The European Union requires the inclusion of political clauses in agreements with third countries as a way of ensuring that the values and political principles of the European Union and its member states are upheld. The agreements with Korea and Indonesia contain two political clauses - one on human rights, democracy and the rule of law committing all parties to the implementation of their human rights responsibilities and the other on disarmament and non-proliferation of weapons of mass destruction requiring the parties to co-operate and contribute to countering the proliferation of such weapons. The original agreement with South Africa contained a human rights clause while the revised agreement we are discussing today has added disarmament and non-proliferation of weapons of mass destruction. The human rights clause is an essential element of the agreement. That means that the concessions which are contained in the agreement may be unilaterally suspended in the event of violation by any of the signatory countries.

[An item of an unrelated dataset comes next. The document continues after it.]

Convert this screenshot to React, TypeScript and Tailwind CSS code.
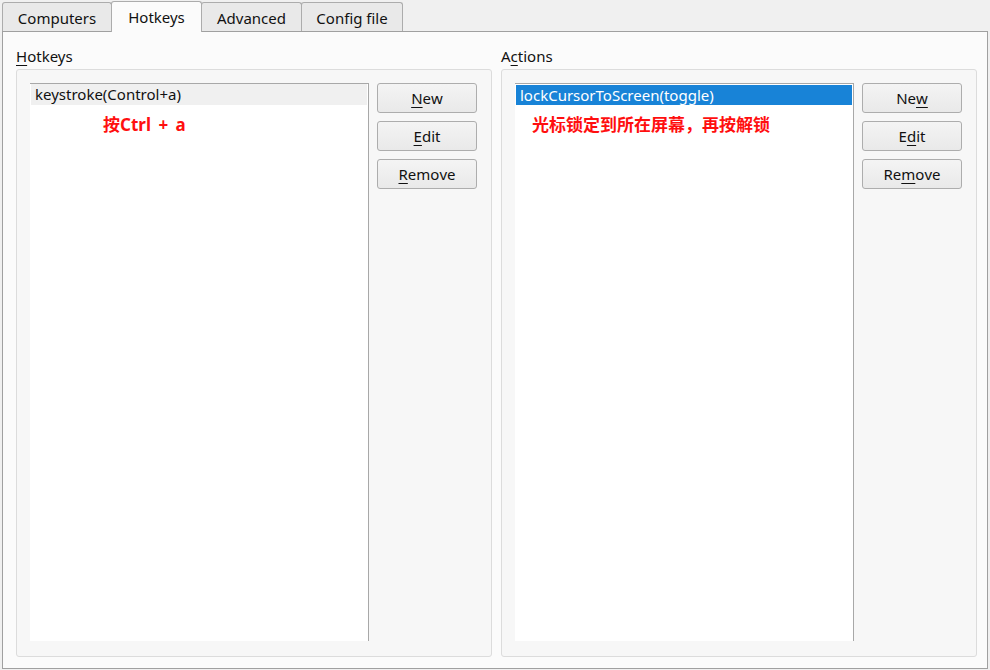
import React from 'react';

const ui = { fontFamily: '"Noto Sans", "Open Sans", sans-serif' };
const cjk = { fontFamily: '"Noto Sans", "Noto Sans CJK SC", sans-serif' };

const Label: React.FC<{ text: string; ul: number }> = ({ text, ul }) => (
  <>
    {text.split('').map((ch, i) =>
      i === ul ? (
        <u key={i} className="underline decoration-1 underline-offset-[3px]">
          {ch}
        </u>
      ) : (
        <span key={i}>{ch}</span>
      ),
    )}
  </>
);

const Button: React.FC<{ label: string; ul: number }> = ({ label, ul }) => (
  <button
    className="flex h-[30px] w-[100px] items-center justify-center rounded-[3px] border border-[#adadad] bg-gradient-to-b from-[#f4f4f4] to-[#e9e9e9] text-[15px] text-[#111]"
    style={ui}
  >
    <Label text={label} ul={ul} />
  </button>
);

const Tab: React.FC<{ label: string; width: string; active?: boolean }> = ({ label, width, active }) =>
  active ? (
    <div
      className={`${width} relative z-10 -mb-px flex h-[31px] items-start justify-center rounded-t-[3px] border border-b-0 border-[#acacac] bg-[#fbfbfb] pt-[4px] text-[15px] text-[#111]`}
      style={ui}
    >
      {label}
    </div>
  ) : (
    <div
      className={`${width} flex h-[29px] items-center justify-center rounded-t-[3px] border border-b-0 border-[#acacac] bg-[#e9e9e9] pt-[2px] text-[15px] text-[#111]`}
      style={ui}
    >
      {label}
    </div>
  );

type PanelProps = {
  title: string;
  titleKey: number;
  item: string;
  selected?: boolean;
  note: string;
  noteIndent: string;
  keys: [number, number, number];
};

const Panel: React.FC<PanelProps> = ({ title, titleKey, item, selected, note, noteIndent, keys }) => (
  <div className="flex w-[476px] flex-col">
    <div className="h-[37px] pt-[14px] pl-[-1px] text-[15px] leading-[20px] text-[#111]" style={ui}>
      <Label text={title} ul={titleKey} />
    </div>
    <div className="flex h-[588px] gap-[8px] rounded-[3px] border border-[#dcdcdc] bg-[#f7f7f7] pt-[13px] pr-[14px] pb-[14px] pl-[13px]">
      <div className="flex h-[558px] w-[339px] flex-col border-t border-r border-[#a8a8a8] bg-white">
        <div
          className={`mx-px flex items-center pl-[4px] text-[15px] ${
            selected ? 'mt-[1px] h-[20px] bg-[#1883d7] text-white' : 'h-[21px] bg-[#f0f0f0] text-[#111]'
          }`}
          style={ui}
        >
          {item}
        </div>
        <div
          className={`${noteIndent} mt-[9px] text-[17px] font-bold leading-[22px] text-[#ff0f0f] [word-spacing:3px]`}
          style={cjk}
        >
          {note}
        </div>
      </div>
      <div className="flex flex-col gap-[8px]">
        <Button label="New" ul={keys[0]} />
        <Button label="Edit" ul={keys[1]} />
        <Button label="Remove" ul={keys[2]} />
      </div>
    </div>
  </div>
);

export default function App() {
  return (
    <div className="flex h-[670px] w-[990px] flex-col bg-[#f0f0f0]">
      <div className="flex h-[31px] items-end pl-[2px]">
        <Tab label="Computers" width="w-[110px]" />
        <Tab label="Hotkeys" width="-ml-px w-[91px]" active />
        <Tab label="Advanced" width="-ml-px w-[101px]" />
        <Tab label="Config file" width="-ml-px w-[102px]" />
      </div>
      <div className="mx-[2px] flex h-[638px] gap-[9px] border border-[#a0a0a0] bg-[#fbfbfb] pl-[13px]">
        <Panel
          title="Hotkeys"
          titleKey={0}
          item="keystroke(Control+a)"
          note="按Ctrl + a"
          noteIndent="pl-[73px]"
          keys={[0, 0, 0]}
        />
        <Panel
          title="Actions"
          titleKey={1}
          item="lockCursorToScreen(toggle)"
          selected
          note="光标锁定到所在屏幕，再按解锁"
          noteIndent="pl-[17px]"
          keys={[2, 1, 2]}
        />
      </div>
    </div>
  );
}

On the monitoring of the human rights situation in the countries concerned, one of the key ways that the EU monitors the human rights situations in countries is through its delegations on the ground which work in close collaboration with the bilateral member state missions. The European Union maintains an open and frank dialogue on human rights with the representatives of countries with which it concludes co-operation agreements. In the case of Indonesia and South Africa, human rights are the subject of a dedicated dialogue with the respective Governments. These dialogues are forward looking and constructive and focus on concrete co-operation in the protection and promotion of human rights in the countries in question. At a multilateral level, the European Union actively engages with partner countries, including at the UN Human Rights Council where, of course, all countries are subject to universal periodic review.

I thank the Tánaiste and Minister for Foreign Affairs and Trade for his constructive engagement.